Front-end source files
|---|
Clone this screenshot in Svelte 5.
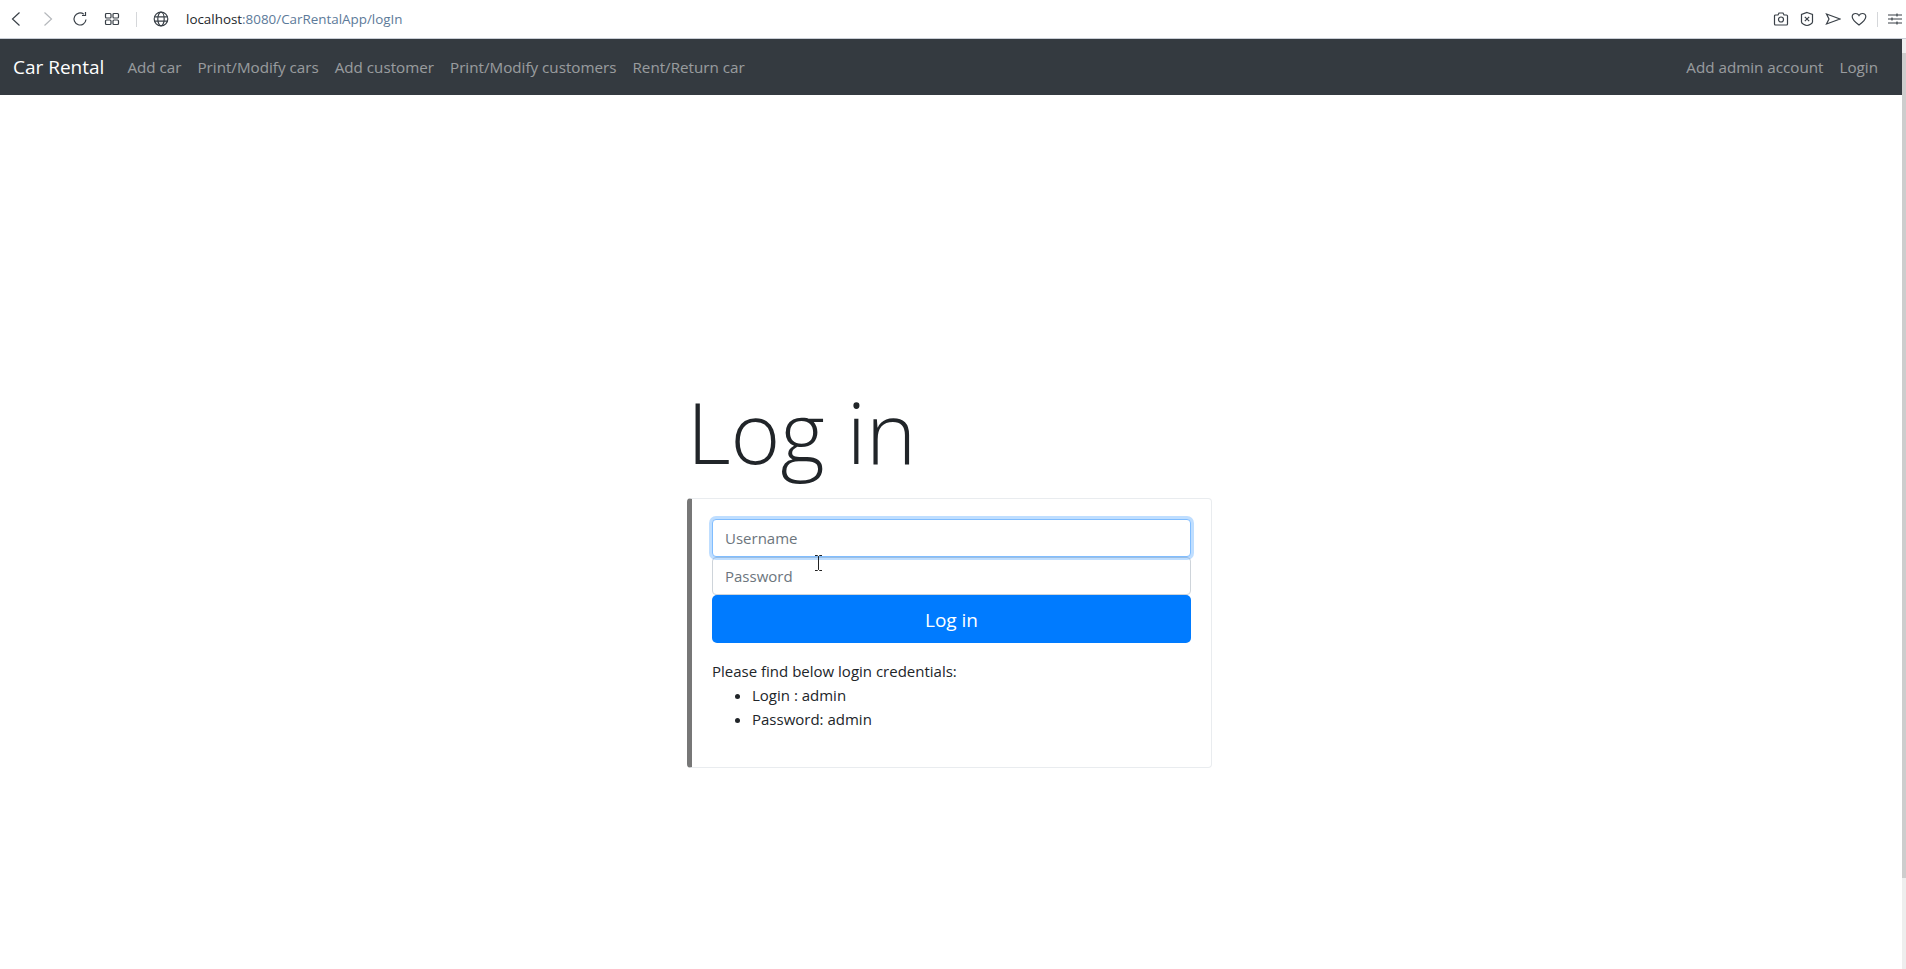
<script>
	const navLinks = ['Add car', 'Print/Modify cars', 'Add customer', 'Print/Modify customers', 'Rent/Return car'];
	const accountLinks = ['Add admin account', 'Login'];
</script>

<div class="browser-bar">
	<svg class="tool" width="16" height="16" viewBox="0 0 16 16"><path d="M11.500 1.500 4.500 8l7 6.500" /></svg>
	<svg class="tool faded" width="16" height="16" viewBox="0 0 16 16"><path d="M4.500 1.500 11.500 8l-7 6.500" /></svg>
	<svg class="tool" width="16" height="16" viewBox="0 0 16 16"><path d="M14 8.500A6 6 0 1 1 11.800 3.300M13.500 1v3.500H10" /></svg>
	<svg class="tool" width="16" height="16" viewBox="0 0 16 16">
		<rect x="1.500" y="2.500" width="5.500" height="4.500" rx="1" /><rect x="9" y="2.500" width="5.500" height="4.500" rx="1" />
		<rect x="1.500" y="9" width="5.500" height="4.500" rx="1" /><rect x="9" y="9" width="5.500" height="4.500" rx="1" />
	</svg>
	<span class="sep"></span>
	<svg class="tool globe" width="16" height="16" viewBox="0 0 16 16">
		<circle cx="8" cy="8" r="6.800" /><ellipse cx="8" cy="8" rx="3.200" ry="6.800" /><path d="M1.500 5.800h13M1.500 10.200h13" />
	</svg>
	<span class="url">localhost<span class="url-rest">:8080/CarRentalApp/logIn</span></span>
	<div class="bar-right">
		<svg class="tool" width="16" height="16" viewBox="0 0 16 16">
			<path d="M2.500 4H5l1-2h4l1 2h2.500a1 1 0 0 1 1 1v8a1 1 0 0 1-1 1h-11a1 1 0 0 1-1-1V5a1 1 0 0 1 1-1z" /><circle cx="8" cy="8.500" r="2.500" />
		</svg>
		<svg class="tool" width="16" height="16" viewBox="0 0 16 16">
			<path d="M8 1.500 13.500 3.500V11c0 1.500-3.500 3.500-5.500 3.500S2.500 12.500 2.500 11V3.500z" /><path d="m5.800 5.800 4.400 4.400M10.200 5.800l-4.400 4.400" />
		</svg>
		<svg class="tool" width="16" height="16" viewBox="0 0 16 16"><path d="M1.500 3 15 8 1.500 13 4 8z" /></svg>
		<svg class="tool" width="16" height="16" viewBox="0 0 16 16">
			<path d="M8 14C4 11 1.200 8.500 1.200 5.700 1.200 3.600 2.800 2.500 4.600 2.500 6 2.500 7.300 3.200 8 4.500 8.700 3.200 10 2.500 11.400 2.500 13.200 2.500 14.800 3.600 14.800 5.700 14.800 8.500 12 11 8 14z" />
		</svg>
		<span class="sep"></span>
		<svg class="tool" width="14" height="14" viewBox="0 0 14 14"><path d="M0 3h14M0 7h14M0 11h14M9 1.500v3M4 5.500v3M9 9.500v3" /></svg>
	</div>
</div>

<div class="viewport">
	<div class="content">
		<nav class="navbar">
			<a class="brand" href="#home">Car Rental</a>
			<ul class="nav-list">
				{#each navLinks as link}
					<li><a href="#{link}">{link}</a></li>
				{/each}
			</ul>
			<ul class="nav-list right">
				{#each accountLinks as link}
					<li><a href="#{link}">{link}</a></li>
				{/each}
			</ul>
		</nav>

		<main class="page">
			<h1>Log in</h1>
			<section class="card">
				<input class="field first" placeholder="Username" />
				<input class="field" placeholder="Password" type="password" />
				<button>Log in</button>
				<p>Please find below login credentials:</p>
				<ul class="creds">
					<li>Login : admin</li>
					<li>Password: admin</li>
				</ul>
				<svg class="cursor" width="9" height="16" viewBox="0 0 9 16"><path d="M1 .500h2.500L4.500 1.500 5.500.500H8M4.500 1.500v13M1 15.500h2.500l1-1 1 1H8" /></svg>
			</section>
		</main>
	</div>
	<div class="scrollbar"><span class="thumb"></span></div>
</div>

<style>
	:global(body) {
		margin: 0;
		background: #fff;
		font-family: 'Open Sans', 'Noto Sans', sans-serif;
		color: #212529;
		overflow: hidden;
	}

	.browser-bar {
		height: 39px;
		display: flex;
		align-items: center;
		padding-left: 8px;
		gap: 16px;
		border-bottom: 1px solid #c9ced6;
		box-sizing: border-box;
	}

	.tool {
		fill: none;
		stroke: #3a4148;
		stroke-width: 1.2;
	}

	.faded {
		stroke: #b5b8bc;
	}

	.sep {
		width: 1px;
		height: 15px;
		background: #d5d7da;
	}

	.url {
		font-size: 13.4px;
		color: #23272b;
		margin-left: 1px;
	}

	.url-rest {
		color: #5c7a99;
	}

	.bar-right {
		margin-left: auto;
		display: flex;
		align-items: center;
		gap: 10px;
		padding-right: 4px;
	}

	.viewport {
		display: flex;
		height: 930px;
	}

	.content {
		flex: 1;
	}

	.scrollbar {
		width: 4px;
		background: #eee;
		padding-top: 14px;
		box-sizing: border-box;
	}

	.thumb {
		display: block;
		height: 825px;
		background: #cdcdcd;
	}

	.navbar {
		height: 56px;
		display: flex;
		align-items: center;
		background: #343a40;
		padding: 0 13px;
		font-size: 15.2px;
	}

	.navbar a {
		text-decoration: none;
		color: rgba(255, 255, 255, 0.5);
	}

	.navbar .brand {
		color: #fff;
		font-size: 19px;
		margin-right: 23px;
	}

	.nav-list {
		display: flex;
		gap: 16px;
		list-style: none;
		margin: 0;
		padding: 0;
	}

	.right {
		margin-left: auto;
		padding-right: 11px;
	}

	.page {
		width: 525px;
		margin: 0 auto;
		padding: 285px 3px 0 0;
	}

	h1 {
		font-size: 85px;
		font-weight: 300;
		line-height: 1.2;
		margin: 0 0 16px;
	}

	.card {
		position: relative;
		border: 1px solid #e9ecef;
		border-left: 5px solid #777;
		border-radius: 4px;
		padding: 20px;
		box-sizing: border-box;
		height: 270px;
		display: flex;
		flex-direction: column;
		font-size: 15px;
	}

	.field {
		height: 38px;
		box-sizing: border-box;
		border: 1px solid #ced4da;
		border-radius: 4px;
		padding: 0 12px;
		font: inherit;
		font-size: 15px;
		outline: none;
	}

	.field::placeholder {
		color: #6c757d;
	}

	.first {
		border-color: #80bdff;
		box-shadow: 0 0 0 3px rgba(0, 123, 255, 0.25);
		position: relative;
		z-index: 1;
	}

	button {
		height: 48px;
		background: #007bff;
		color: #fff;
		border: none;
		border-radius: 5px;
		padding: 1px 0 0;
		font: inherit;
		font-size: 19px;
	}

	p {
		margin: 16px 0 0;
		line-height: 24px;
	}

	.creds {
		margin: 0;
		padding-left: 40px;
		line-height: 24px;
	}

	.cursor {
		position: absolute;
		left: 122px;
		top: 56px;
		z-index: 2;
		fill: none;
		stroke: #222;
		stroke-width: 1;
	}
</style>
|---|
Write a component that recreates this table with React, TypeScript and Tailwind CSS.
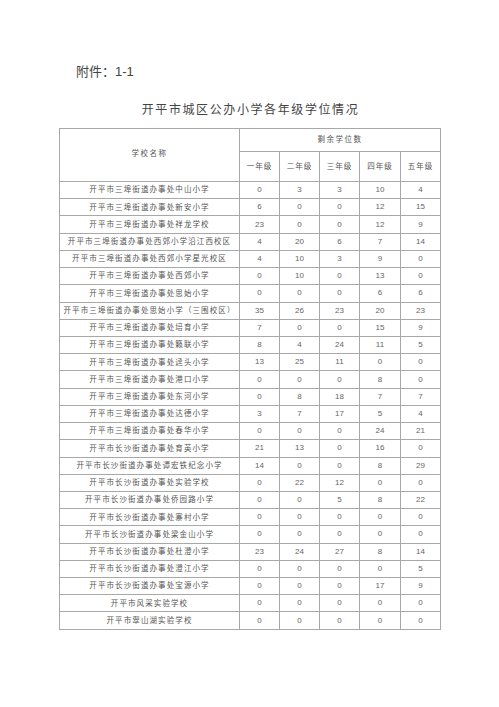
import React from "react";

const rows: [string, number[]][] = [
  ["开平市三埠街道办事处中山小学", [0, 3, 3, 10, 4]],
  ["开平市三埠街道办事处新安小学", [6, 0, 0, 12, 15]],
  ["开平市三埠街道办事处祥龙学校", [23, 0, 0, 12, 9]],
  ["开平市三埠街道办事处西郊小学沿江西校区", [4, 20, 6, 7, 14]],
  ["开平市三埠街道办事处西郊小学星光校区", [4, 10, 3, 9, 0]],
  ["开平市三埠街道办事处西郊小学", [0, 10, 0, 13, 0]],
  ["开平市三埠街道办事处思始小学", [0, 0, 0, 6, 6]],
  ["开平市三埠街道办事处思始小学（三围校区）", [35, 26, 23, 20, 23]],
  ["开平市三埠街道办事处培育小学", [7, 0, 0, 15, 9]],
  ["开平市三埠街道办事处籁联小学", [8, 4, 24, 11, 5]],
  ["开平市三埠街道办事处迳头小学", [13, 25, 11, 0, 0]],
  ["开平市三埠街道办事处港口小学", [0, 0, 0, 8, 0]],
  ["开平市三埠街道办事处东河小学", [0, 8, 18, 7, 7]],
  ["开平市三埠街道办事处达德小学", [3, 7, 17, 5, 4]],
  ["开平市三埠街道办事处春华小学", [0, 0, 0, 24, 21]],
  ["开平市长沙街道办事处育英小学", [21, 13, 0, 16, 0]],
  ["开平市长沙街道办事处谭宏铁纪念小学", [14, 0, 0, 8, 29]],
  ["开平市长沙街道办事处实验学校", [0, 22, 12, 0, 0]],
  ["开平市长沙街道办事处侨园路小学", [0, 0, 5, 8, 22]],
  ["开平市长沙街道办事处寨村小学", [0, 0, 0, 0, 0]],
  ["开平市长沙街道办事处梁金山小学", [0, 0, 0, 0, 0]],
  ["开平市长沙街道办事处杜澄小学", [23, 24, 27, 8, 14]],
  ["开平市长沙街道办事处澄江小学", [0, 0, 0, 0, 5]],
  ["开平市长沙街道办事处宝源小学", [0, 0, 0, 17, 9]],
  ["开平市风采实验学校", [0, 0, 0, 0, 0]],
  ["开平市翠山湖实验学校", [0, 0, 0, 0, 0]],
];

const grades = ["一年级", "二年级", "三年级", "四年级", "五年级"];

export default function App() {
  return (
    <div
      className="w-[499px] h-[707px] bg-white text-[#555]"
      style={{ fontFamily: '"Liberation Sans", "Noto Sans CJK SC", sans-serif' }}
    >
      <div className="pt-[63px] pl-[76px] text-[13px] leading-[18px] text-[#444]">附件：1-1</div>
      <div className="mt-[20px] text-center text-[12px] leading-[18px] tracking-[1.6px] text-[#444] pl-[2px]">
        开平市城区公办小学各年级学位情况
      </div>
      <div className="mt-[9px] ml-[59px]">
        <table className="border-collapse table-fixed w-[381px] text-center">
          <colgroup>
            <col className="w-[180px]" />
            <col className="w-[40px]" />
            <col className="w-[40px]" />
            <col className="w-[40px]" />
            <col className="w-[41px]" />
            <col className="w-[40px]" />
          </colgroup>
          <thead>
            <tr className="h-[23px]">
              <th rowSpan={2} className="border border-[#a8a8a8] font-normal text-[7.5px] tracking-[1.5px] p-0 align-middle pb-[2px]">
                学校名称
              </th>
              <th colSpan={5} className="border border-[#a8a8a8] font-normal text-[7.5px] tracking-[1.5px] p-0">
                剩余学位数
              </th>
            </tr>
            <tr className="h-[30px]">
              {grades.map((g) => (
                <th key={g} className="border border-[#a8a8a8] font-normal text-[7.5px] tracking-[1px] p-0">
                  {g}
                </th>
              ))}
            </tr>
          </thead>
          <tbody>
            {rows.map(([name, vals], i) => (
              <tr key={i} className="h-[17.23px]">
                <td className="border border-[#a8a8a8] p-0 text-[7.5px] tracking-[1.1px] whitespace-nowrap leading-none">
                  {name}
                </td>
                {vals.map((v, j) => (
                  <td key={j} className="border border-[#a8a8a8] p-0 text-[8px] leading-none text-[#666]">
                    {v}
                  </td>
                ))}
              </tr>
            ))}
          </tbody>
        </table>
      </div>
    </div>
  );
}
|---|
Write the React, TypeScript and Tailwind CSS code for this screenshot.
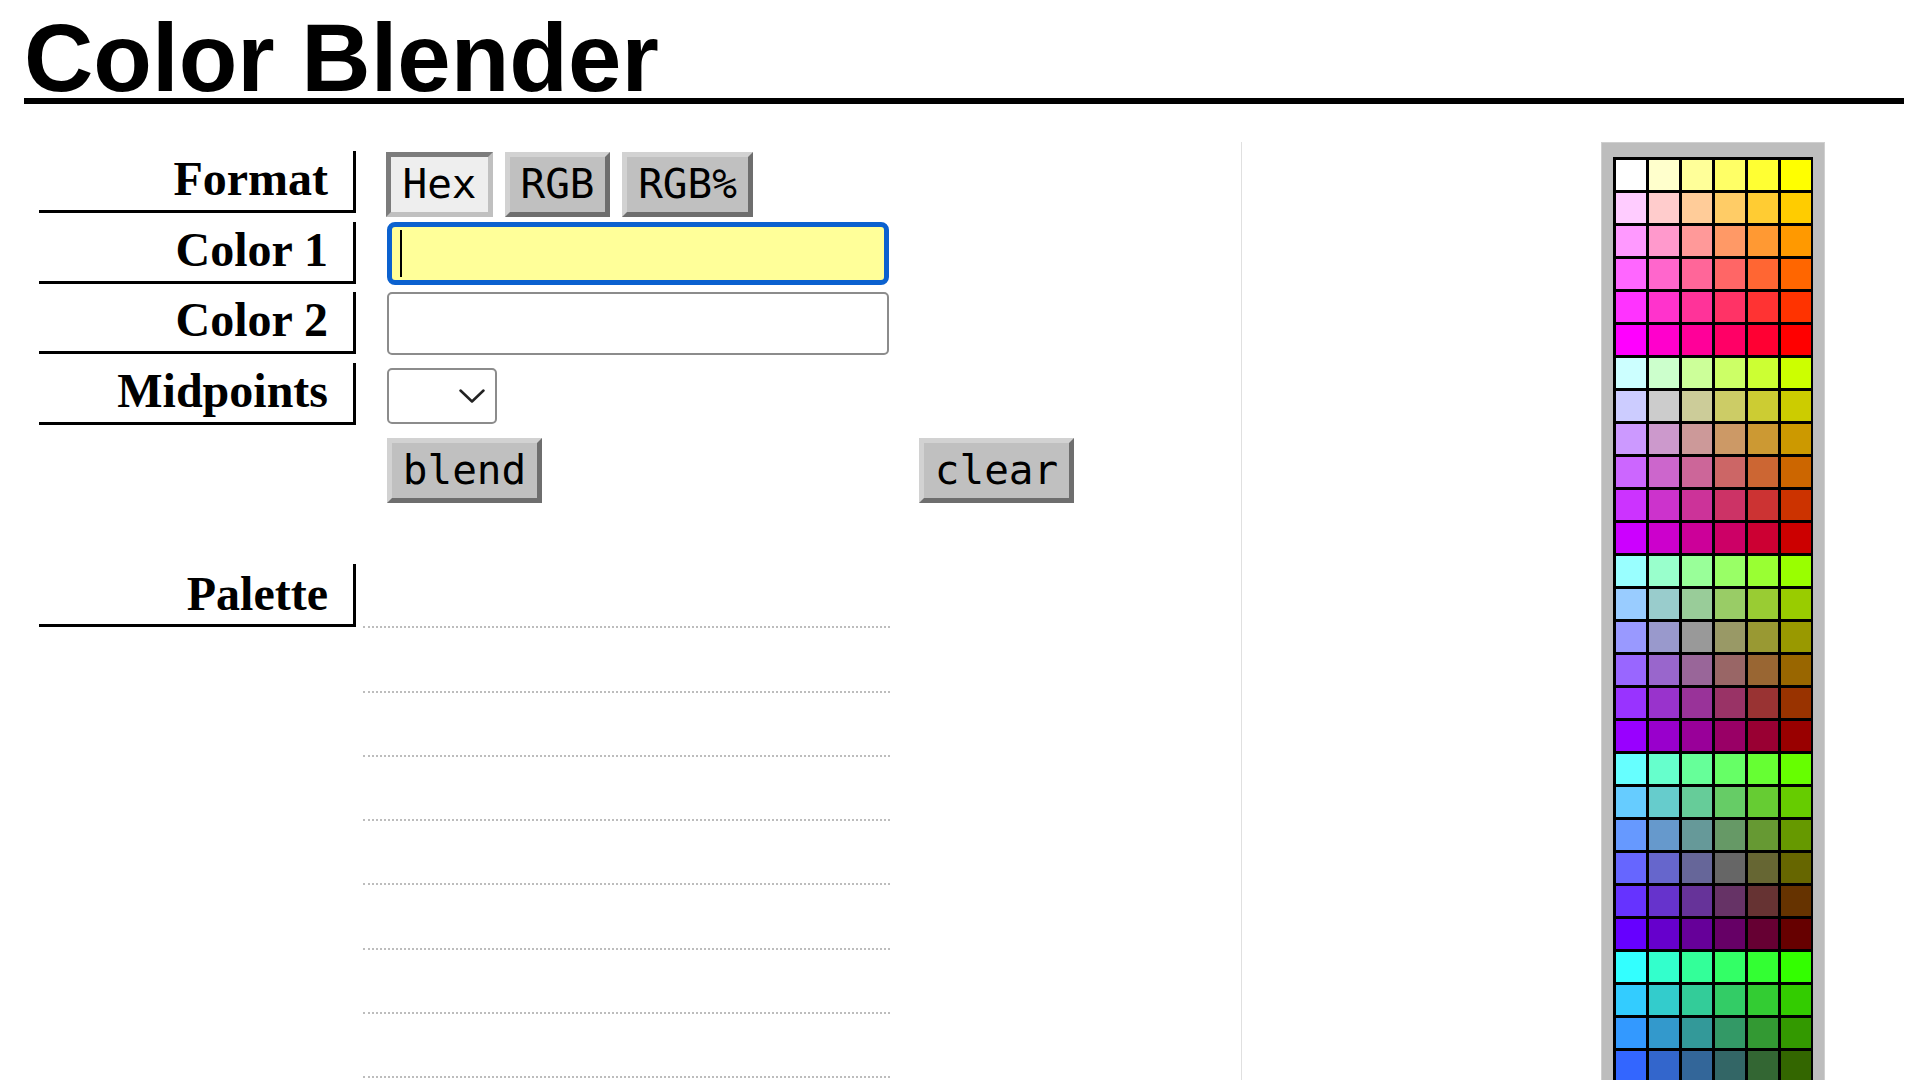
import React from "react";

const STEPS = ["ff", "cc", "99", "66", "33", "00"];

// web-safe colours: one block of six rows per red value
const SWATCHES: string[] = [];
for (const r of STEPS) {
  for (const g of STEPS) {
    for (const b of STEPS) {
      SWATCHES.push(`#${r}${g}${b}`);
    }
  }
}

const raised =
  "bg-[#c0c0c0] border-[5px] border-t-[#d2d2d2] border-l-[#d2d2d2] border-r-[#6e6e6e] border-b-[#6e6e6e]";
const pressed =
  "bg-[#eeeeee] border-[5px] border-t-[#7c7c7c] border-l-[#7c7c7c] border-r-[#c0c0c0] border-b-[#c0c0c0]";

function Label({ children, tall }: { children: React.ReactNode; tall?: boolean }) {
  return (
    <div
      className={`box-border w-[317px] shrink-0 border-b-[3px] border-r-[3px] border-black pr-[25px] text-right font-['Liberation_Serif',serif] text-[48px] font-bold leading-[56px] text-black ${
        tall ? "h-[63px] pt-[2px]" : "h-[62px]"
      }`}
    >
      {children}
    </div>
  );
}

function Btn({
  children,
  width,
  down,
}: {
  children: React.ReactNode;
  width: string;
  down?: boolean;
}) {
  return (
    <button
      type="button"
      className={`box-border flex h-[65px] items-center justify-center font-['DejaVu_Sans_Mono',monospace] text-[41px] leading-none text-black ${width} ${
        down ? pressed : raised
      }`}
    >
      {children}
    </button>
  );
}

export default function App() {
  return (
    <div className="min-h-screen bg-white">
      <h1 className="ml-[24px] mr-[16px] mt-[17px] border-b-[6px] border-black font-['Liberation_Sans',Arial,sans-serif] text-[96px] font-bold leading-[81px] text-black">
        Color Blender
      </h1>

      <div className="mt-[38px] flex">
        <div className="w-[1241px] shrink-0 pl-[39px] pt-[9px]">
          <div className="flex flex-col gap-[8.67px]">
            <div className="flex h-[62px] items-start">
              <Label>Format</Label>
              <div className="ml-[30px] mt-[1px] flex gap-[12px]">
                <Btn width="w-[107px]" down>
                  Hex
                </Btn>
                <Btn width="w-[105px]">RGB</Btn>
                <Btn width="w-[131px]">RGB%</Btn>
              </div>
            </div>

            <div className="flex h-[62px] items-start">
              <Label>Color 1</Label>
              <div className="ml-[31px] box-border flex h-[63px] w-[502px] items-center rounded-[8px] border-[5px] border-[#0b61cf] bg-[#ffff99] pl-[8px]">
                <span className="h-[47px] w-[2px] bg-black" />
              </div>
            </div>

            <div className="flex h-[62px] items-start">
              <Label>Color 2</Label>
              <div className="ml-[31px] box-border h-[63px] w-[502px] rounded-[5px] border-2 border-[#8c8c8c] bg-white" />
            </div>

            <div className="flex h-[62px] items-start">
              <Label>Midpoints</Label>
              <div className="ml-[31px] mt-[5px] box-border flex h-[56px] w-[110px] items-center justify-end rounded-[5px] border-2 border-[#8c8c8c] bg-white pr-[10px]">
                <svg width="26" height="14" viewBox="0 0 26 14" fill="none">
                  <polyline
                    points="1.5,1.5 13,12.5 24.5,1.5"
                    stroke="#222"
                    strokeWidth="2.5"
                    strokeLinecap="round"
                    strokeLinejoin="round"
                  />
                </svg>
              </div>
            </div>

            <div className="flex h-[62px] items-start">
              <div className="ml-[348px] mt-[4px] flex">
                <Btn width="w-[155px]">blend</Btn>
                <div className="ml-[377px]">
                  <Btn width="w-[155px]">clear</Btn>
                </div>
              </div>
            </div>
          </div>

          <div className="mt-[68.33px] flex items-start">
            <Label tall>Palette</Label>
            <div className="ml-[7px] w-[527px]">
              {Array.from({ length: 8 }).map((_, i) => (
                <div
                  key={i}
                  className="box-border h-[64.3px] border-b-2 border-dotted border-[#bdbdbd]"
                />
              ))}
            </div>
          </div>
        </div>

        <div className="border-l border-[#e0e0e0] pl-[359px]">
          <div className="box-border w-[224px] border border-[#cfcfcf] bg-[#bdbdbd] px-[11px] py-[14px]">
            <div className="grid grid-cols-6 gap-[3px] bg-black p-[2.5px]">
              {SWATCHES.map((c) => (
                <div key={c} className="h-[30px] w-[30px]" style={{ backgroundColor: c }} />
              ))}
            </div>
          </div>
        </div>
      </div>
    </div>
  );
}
|---|
Written problem -
In the listing above, find the line containing "Write the React, TypeScript" and the line containing "border-[5px] border-t-[#7c7c7c] border-l-[#7c7c7c]". Print those two lines and every line between them exactly, with no pictures.

Output for this exercise -
Write the React, TypeScript and Tailwind CSS code for this screenshot.
import React from "react";

const STEPS = ["ff", "cc", "99", "66", "33", "00"];

// web-safe colours: one block of six rows per red value
const SWATCHES: string[] = [];
for (const r of STEPS) {
  for (const g of STEPS) {
    for (const b of STEPS) {
      SWATCHES.push(`#${r}${g}${b}`);
    }
  }
}

const raised =
  "bg-[#c0c0c0] border-[5px] border-t-[#d2d2d2] border-l-[#d2d2d2] border-r-[#6e6e6e] border-b-[#6e6e6e]";
const pressed =
  "bg-[#eeeeee] border-[5px] border-t-[#7c7c7c] border-l-[#7c7c7c] border-r-[#c0c0c0] border-b-[#c0c0c0]";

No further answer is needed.